Watson again jumped in, along with Rep. Dade Phelan, R-Beaumont, who co-authored SB 1640 to address the court’s concerns. The bill is awaiting final approval in the Senate of amendments made by the House.

Free Speech Win
TAB led the successful fight to protect our hard-won Anti-SLAPP law adopted in 2011 as the legal community demonstrated that various provisions of the measure were being invoked in cases where the law was never intended to apply and was clogging court dockets throughout the state. Other interests were hoping to gut the law entirely and return Texas to the days when wealthy individuals and powerful companies could sue their critics into silence, even absent any defamatory statements.

The resulting rewrite of the law preserves the core Free Speech protections of the original law while addressing the legal community’s concerns. It was the result of protracted negotiations, a marathon public hearing and the engagement of scores of different parties.

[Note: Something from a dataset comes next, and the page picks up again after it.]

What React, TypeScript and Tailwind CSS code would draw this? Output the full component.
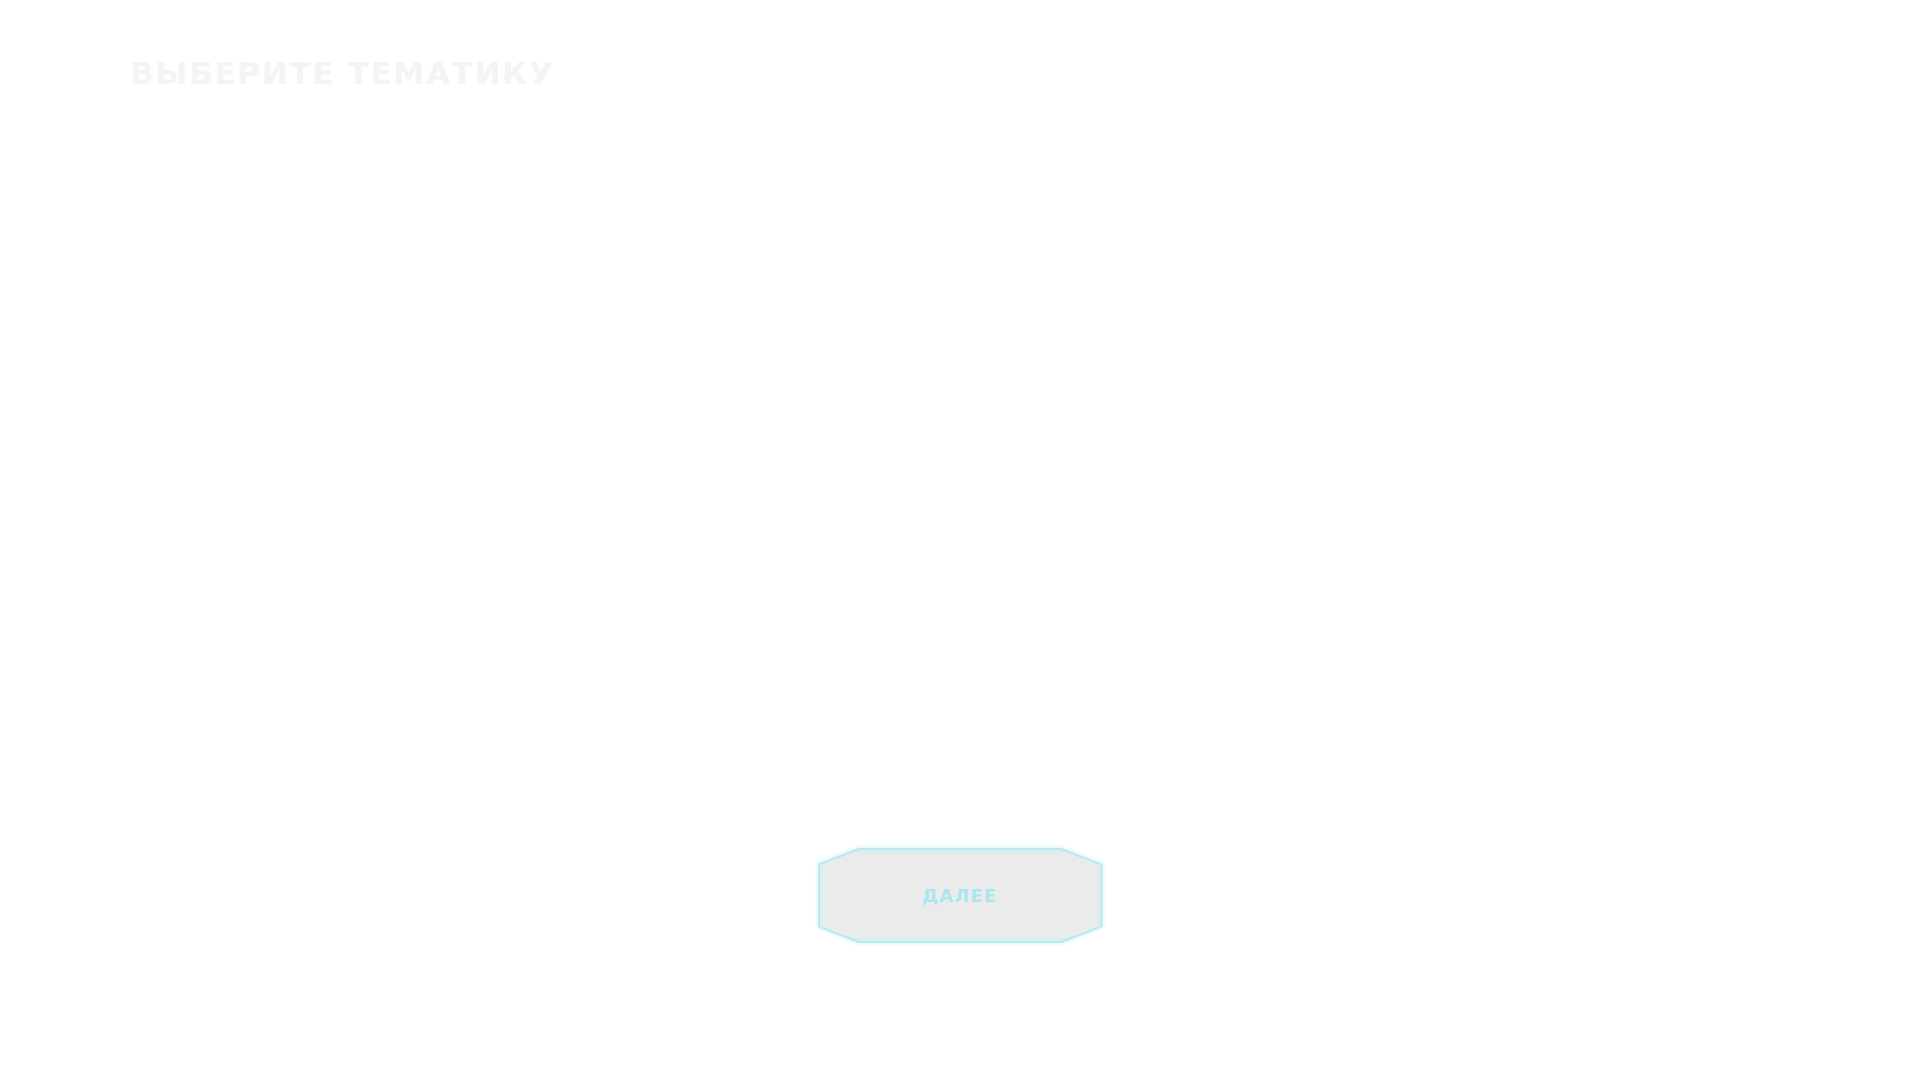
export default function App() {
  return (
    <div className="flex h-[1080px] w-full flex-col bg-white">
      <h1 className="pl-[130px] pt-[58px] font-['DejaVu_Sans',sans-serif] text-[31px] font-bold uppercase leading-none tracking-[1.7px] text-[#f4f4f4]">
        Выберите тематику
      </h1>

      <div className="mt-[759px] flex justify-center">
        <div className="[filter:drop-shadow(0_0_2px_#c5f1f6)]">
          <button
            className="block h-[95px] w-[285px] bg-[#b4ebf3] p-[2px] [clip-path:polygon(41px_0,244px_0,285px_16px,285px_79px,244px_95px,41px_95px,0_79px,0_16px)]"
          >
            <div className="flex h-full w-full items-center justify-center bg-[#ebebeb] shadow-[inset_0_0_8px_#cdeef2] [clip-path:polygon(40px_0,241px_0,281px_15px,281px_76px,241px_91px,40px_91px,0_76px,0_15px)]">
              <span className="font-['DejaVu_Sans',sans-serif] text-[18px] font-bold uppercase tracking-[1.2px] text-[#a9e7f0]">
                Далее
              </span>
            </div>
          </button>
        </div>
      </div>
    </div>
  )
}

TAB’s attorneys were key to this success. Laura Prather with Haynes and Boone marshalled a broad range of interested parties into the Protect Free Speech Coalition and helped lead the negotiations with two other First Amendment attorneys. Stacy Allen with Jackson Walker provided key and compelling testimony that provided the bill sponsor the legal path to resolving the impasse, prompting a rare public back and forth on precise wording and case law.

Especially key, though, was the bill sponsor Rep. Jeff Leach, R-Plano, who also chaired the committee of jurisdiction for the bill. After being slammed by Free Speech advocates for his initial draft, he publicly promised to ensure the strongest possible protections for citizens, journalists and content providers. 

Leach delivered on that promise while addressing the legal community’s concerns. His conduct of the marathon public hearing – on April Fool’s Day, no less – was lauded by TAB Board member and Past Chairman John Barger as “a great civics lesson if ever I saw one,” reflecting the broad range of concerns expressed by various parties and the march toward a resolution.